PROBLEM TO SOLVE: Leaving out every picture, copy the lines of the data exactly, from the first through the line containing "cursor: pointer;".

DATA LINES:
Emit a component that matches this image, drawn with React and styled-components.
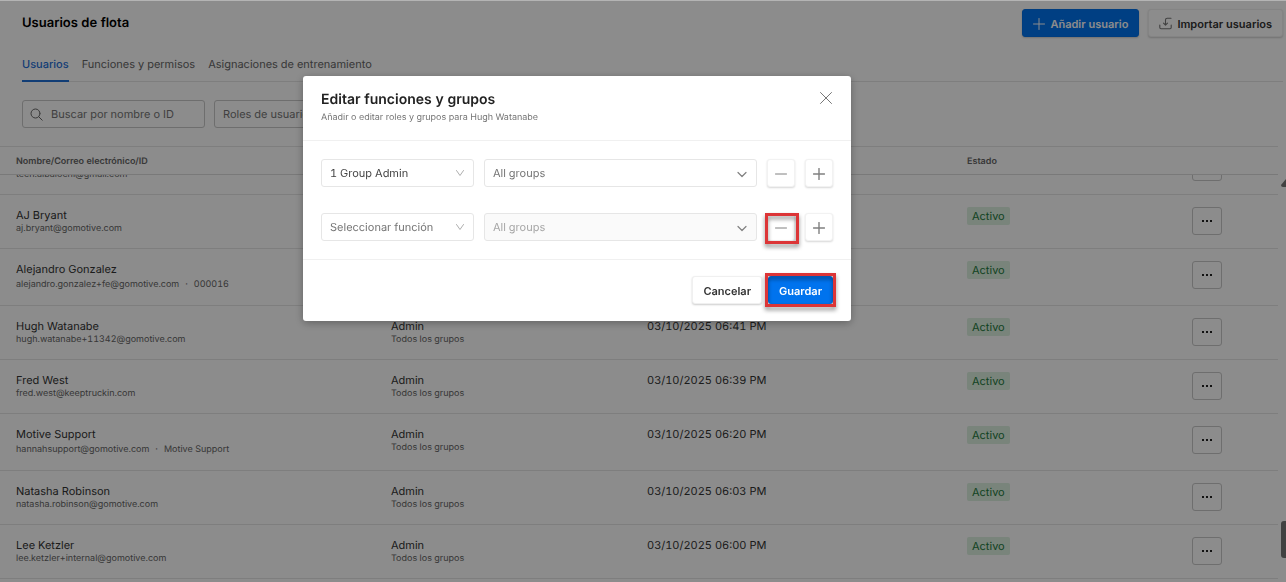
import React, { useLayoutEffect, useRef } from "react";
import styled, { createGlobalStyle, css } from "styled-components";

const GlobalStyle = createGlobalStyle`
  * {
    box-sizing: border-box;
  }

  body {
    margin: 0;
    background: #fff;
    color: #333;
    font-family: Inter, "Liberation Sans", sans-serif;
    font-size: 11px;
    font-variant-numeric: tabular-nums;
    text-rendering: geometricPrecision;
  }

  button,
  input,
  select {
    font-family: inherit;
    font-size: 11px;
    font-variant-numeric: inherit;
    text-rendering: inherit;
  }
`;

// Page
const Page = styled.div`
  display: flex;
  flex-direction: column;
  height: 100vh;
  overflow: hidden;
  border-top: 1px solid #b4b4b4;
`;

const Top = styled.header`
  display: flex;
  align-items: center;
  gap: 9px;
  padding: 8px 3px 0 22px;
`;

const PageTitle = styled.h1`
  flex: 1;
  margin: 0;
  color: #000;
  font-size: 13px;
  font-weight: 600;
`;

const Button = styled.button`
  display: inline-flex;
  align-items: center;
  justify-content: center;
  gap: 5px;
  height: 28px;
  padding: 1px 10px 0;
  border: 1px solid #f0f0f0;
  border-radius: 3px;
  background: #fff;
  color: #333;
  font-weight: 600;
  box-shadow: 0 1px 2px rgba(0, 0, 0, 0.2);
  cursor: pointer;

  ${({ $primary }) =>
    $primary &&
    css`
      border-color: #0070e8;
      background: #0073ee;
      color: #fff;
    `}
`;

const Tabs = styled.nav`
  display: flex;
  gap: 13px;
  margin: 16px 3px 0 22px;
  border-bottom: 1px solid #e6e6e6;
`;

const Tab = styled.a`
  margin-bottom: -1px;
  padding-bottom: 5px;
  border-bottom: 2px solid ${({ $active }) => ($active ? "#1f6fd6" : "transparent")};
  color: ${({ $active }) => ($active ? "#1f6fd6" : "#666")};
  font-weight: ${({ $active }) => ($active ? 500 : 400)};
  line-height: 22px;
  text-decoration: none;
`;

const Filters = styled.div`
  display: flex;
  gap: 9px;
  padding: 18px 22px;
`;

const SearchBox = styled.label`
  display: flex;
  align-items: center;
  gap: 8px;
  width: 183px;
  height: 28px;
  padding: 0 7px;
  border: 1px solid #c8c8c8;
  border-radius: 3px;
  color: #666;

  input {
    flex: 1;
    min-width: 0;
    padding: 0;
    border: 0;
    outline: 0;
    background: none;
  }

  input::placeholder {
    color: #757575;
  }
`;

// Users table
const TableArea = styled.div`
  display: flex;
  flex: 1;
  min-height: 0;
  margin-bottom: 3px;
`;

const TableScroll = styled.div`
  flex: 1;
  overflow: auto;
  border-top: 1px solid #e6e6e6;
  scrollbar-width: none;
`;

const Table = styled.table`
  width: 100%;
  border-spacing: 0;
  table-layout: fixed;
`;

const HeadCell = styled.th`
  position: sticky;
  top: 0;
  z-index: 1;
  width: ${({ $width }) => $width || "auto"};
  height: 28px;
  padding: 1px 0 0 16px;
  border-bottom: 1px solid #dcdcdc;
  background: #fff;
  color: #666;
  font-size: 9px;
  font-weight: 600;
  text-align: left;
`;

const Cell = styled.td`
  padding: 12px 0 13px 16px;
  border-bottom: 1px solid #e6e6e6;
  vertical-align: top;
`;

const Main = styled.div`
  min-height: 16px;
  color: #333;
  line-height: 16px;
`;

const Sub = styled.div`
  display: flex;
  gap: 6px;
  color: #666;
  font-size: 9px;
  line-height: ${({ $tall }) => ($tall ? 15 : 12)}px;
`;

const Status = styled.span`
  display: inline-block;
  padding: 0 5px;
  border-radius: 2px;
  background: #dcf0e0;
  color: #1e7a3c;
  line-height: 18px;
`;

const MoreButton = styled.button`
  display: flex;
  align-items: center;
  justify-content: center;
  width: 30px;
  height: 28px;
  padding: 0;
  border: 1px solid #c8c8c8;
  border-radius: 3px;
  background: #fff;
  color: #222;
`;

const ActionCell = styled(Cell)`
  padding-bottom: 0;
`;

const Rail = styled.div`
  display: flex;
  flex-direction: column;
  align-items: flex-end;
  justify-content: space-between;
  width: 8px;
  padding: 33px 0 21px;
`;

const Thumb = styled.div`
  width: 5px;
  height: 37px;
  border-radius: 3px 0 0 3px;
  background: #777;
`;

// Modal
const Overlay = styled.div`
  position: fixed;
  inset: 1px 0 0;
  z-index: 10;
  display: flex;
  align-items: flex-start;
  justify-content: center;
  padding: 75px 132px 0 0;
  background: rgba(0, 0, 0, 0.45);
`;

const Dialog = styled.section`
  width: 548px;
  max-width: 100%;
  border-radius: 3px;
  background: #fff;
  box-shadow: 0 2px 8px rgba(0, 0, 0, 0.3);
`;

const DialogHeader = styled.div`
  display: flex;
  align-items: flex-start;
  justify-content: space-between;
  padding: 14px 18px;
  border-bottom: 1px solid #f0f0f0;
`;

const DialogTitle = styled.h2`
  margin: 0;
  color: #222;
  font-size: 14px;
  font-weight: 600;
  line-height: 20px;
`;

const DialogText = styled.p`
  margin: 0;
  color: #757575;
  font-size: 9px;
  line-height: 16px;
`;

const CloseButton = styled.button`
  display: flex;
  padding: 1px 0;
  border: 0;
  background: none;
  color: #777;
`;

const DialogBody = styled.div`
  display: grid;
  gap: 26px;
  padding: 18px;
  border-bottom: 1px solid #f0f0f0;
`;

const RoleRow = styled.div`
  display: flex;
  gap: 10px;
`;

const SelectBox = styled.div`
  position: relative;
  flex: ${({ $width }) => ($width ? `0 0 ${$width}` : "1")};
  color: #999;

  select {
    width: 100%;
    height: 28px;
    padding: 0 24px 0 8px;
    appearance: none;
    border: 1px solid ${({ $strong }) => ($strong ? "#c8c8c8" : "#e6e6e6")};
    border-radius: 3px;
    background: #fff;
    color: ${({ $filled }) => ($filled ? "#444" : "#757575")};
    opacity: 1;
  }

  select:disabled {
    background: #fafafa;
    color: #a6a6a6;
  }

  svg {
    position: absolute;
    top: 9px;
    right: 9px;
    pointer-events: none;
  }
`;

const SquareButton = styled.button`
  display: flex;
  align-items: center;
  justify-content: center;
  width: 28px;
  height: 28px;
  padding: 1px 0 0;
  border: 1px solid #f2f2f2;
  border-radius: 3px;
  background: #fff;
  color: #808080;
  box-shadow: 0 1px 2px rgba(0, 0, 0, 0.16);
`;

const DialogFooter = styled.div`
  display: flex;
  justify-content: flex-end;
  gap: 6px;
  padding: 16px 18px 17px;
`;

const Marked = styled.div`
  position: relative;
  display: flex;

  ${({ $on }) =>
    $on &&
    css`
      &::after {
        content: "";
        position: absolute;
        inset: ${({ $inset }) => $inset};
        border: 3px solid #dc3537;
        filter: drop-shadow(0 3px 2px rgba(0, 0, 0, 0.45));
        pointer-events: none;
      }
    `}
`;

const Line = ({ size, d, width = 1, box = 12, color = "currentColor" }) => (
  <svg
    width={size}
    height={size}
    viewBox={`0 0 ${box} ${box}`}
    fill="none"
    stroke={color}
    strokeWidth={width}
    strokeLinecap="round"
    strokeLinejoin="round"
    aria-hidden="true"
  >
    <path d={d} />
  </svg>
);

const PlusIcon = ({ width }) => <Line size={12} width={width} d="M6 .5v11M.5 6h11" />;
const MinusIcon = () => <Line size={12} d="M.5 6h11" />;
const CloseIcon = () => <Line size={14} box={14} d="M1.5 1.5l11 11M12.5 1.5l-11 11" />;
const SearchIcon = () => <Line size={13} box={13} d="M10 5.5a4.5 4.5 0 1 1-9 0a4.5 4.5 0 0 1 9 0M8.8 8.8l3.4 3.4" />;
const ImportIcon = () => (
  <Line
    size={13}
    box={13}
    width={1.1}
    color="#777"
    d="M.8 8v2.6q0 1.2 1.2 1.2h9q1.2 0 1.2-1.2V8M12 1.2H8.2q-1.7 0-1.7 1.7v5M4.5 6.2l2 2 2-2"
  />
);
const ThinChevron = () => <Line size={10} box={10} width={0.8} d="M1.5 2.5L5 7.5l3.5-5" />;
const Chevron = () => <Line size={12} width={1.2} color="#808080" d="M2 4.5l4 4 4-4" />;

const users = [
  { email: "tech.albalochi@gmail.com" },
  { name: "AJ Bryant", email: "aj.bryant@gomotive.com", date: "03/10/2025 06:58 PM" },
  { name: "Alejandro Gonzalez", email: "alejandro.gonzalez+fe@gomotive.com", id: "000016", date: "03/10/2025 06:50 PM" },
  { name: "Hugh Watanabe", email: "hugh.watanabe+11342@gomotive.com", date: "03/10/2025 06:41 PM" },
  { name: "Fred West", email: "fred.west@keeptruckin.com", date: "03/10/2025 06:39 PM" },
  { name: "Motive Support", email: "hannahsupport@gomotive.com", id: "Motive Support", date: "03/10/2025 06:20 PM" },
  { name: "Natasha Robinson", email: "natasha.robinson@gomotive.com", date: "03/10/2025 06:03 PM" },
  { name: "Lee Ketzler", email: "lee.ketzler+internal@gomotive.com", date: "03/10/2025 06:00 PM" },
];

const UserRow = ({ user }) => (
  <tr>
    <Cell>
      <Main>{user.name}</Main>
      <Sub $tall={Boolean(user.id)}>
        <span>{user.email}</span>
        {user.id && (
          <>
            <span>·</span>
            <span>{user.id}</span>
          </>
        )}
      </Sub>
    </Cell>
    <Cell>
      {user.name && (
        <>
          <Main>Admin</Main>
          <Sub>Todos los grupos</Sub>
        </>
      )}
    </Cell>
    <Cell>
      <Main>{user.date}</Main>
    </Cell>
    <Cell>{user.name && <Status>Activo</Status>}</Cell>
    <ActionCell>
      <MoreButton type="button" aria-label={`Acciones para ${user.name || user.email}`}>
        <svg width="12" height="4" viewBox="0 0 12 4" fill="currentColor" aria-hidden="true">
          <rect x="1" y="1" width="2" height="2" />
          <rect x="5" y="1" width="2" height="2" />
          <rect x="9" y="1" width="2" height="2" />
        </svg>
      </MoreButton>
    </ActionCell>
  </tr>
);

const UsersTable = () => {
  const scroller = useRef(null);

  useLayoutEffect(() => {
    // Open the list a little past its first user
    scroller.current.scrollTop = 34;
  }, []);

  return (
    <TableArea>
      <TableScroll ref={scroller}>
        <Table>
          <thead>
            <tr>
              <HeadCell>Nombre/Correo electrónico/ID</HeadCell>
              <HeadCell $width="256px">Función</HeadCell>
              <HeadCell $width="320px">Última actividad</HeadCell>
              <HeadCell $width="225px">Estado</HeadCell>
              <HeadCell $width="102px" aria-label="Acciones" />
            </tr>
          </thead>
          <tbody>
            {users.map((user) => (
              <UserRow key={user.email} user={user} />
            ))}
          </tbody>
        </Table>
      </TableScroll>
      <Rail aria-hidden="true">
        <svg width="5" height="8" viewBox="0 0 5 8" fill="#777">
          <path d="M5 0L0 6q0 2 2 2h3z" />
        </svg>
        <Thumb />
      </Rail>
    </TableArea>
  );
};

const RoleFields = ({ role, disabled, marked }) => (
  <RoleRow>
    <SelectBox $width="153px" $filled={!disabled}>
      <select aria-label="Función">
        <option>{role}</option>
      </select>
      <ThinChevron />
    </SelectBox>
    <SelectBox>
      <select aria-label="Grupos" disabled={disabled}>
        <option>All groups</option>
      </select>
      <Chevron />
    </SelectBox>
    <Marked $on={marked} $inset="0 -4px -3px -2px">
      <SquareButton type="button" aria-label="Quitar función">
        <MinusIcon />
      </SquareButton>
    </Marked>
    <SquareButton type="button" aria-label="Añadir función">
      <PlusIcon width={1.4} />
    </SquareButton>
  </RoleRow>
);

const EditRolesModal = () => (
  <Overlay>
    <Dialog role="dialog" aria-modal="true" aria-labelledby="edit-roles-title">
      <DialogHeader>
        <div>
          <DialogTitle id="edit-roles-title">Editar funciones y grupos</DialogTitle>
          <DialogText>Añadir o editar roles y grupos para Hugh Watanabe</DialogText>
        </div>
        <CloseButton type="button" aria-label="Cerrar">
          <CloseIcon />
        </CloseButton>
      </DialogHeader>
      <DialogBody>
        <RoleFields role="1 Group Admin" />
        <RoleFields role="Seleccionar función" disabled marked />
      </DialogBody>
      <DialogFooter>
        <Button type="button">Cancelar</Button>
        <Marked $on $inset="-3px">
          <Button type="button" $primary>
            Guardar
          </Button>
        </Marked>
      </DialogFooter>
    </Dialog>
  </Overlay>
);

const App = () => (
  <>
    <GlobalStyle />
    <Page>
      <Top>
        <PageTitle>Usuarios de flota</PageTitle>
        <Button type="button" $primary>
          <PlusIcon />
          Añadir usuario
        </Button>
        <Button type="button">
          <ImportIcon />
          Importar usuarios
        </Button>
      </Top>
      <Tabs>
        <Tab href="#usuarios" $active>
          Usuarios
        </Tab>
        <Tab href="#funciones">Funciones y permisos</Tab>
        <Tab href="#entrenamiento">Asignaciones de entrenamiento</Tab>
      </Tabs>
      <Filters>
        <SearchBox>
          <SearchIcon />
          <input type="text" placeholder="Buscar por nombre o ID" aria-label="Buscar por nombre o ID" />
        </SearchBox>
        <SelectBox $width="153px" $strong>
          <select aria-label="Roles de usuario">
            <option>Roles de usuario</option>
          </select>
          <ThinChevron />
        </SelectBox>
      </Filters>
      <UsersTable />
    </Page>
    <EditRolesModal />
  </>
);

export default App;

SOLUTION TO THIS TASK:
Emit a component that matches this image, drawn with React and styled-components.
import React, { useLayoutEffect, useRef } from "react";
import styled, { createGlobalStyle, css } from "styled-components";

const GlobalStyle = createGlobalStyle`
  * {
    box-sizing: border-box;
  }

  body {
    margin: 0;
    background: #fff;
    color: #333;
    font-family: Inter, "Liberation Sans", sans-serif;
    font-size: 11px;
    font-variant-numeric: tabular-nums;
    text-rendering: geometricPrecision;
  }

  button,
  input,
  select {
    font-family: inherit;
    font-size: 11px;
    font-variant-numeric: inherit;
    text-rendering: inherit;
  }
`;

// Page
const Page = styled.div`
  display: flex;
  flex-direction: column;
  height: 100vh;
  overflow: hidden;
  border-top: 1px solid #b4b4b4;
`;

const Top = styled.header`
  display: flex;
  align-items: center;
  gap: 9px;
  padding: 8px 3px 0 22px;
`;

const PageTitle = styled.h1`
  flex: 1;
  margin: 0;
  color: #000;
  font-size: 13px;
  font-weight: 600;
`;

const Button = styled.button`
  display: inline-flex;
  align-items: center;
  justify-content: center;
  gap: 5px;
  height: 28px;
  padding: 1px 10px 0;
  border: 1px solid #f0f0f0;
  border-radius: 3px;
  background: #fff;
  color: #333;
  font-weight: 600;
  box-shadow: 0 1px 2px rgba(0, 0, 0, 0.2);
  cursor: pointer;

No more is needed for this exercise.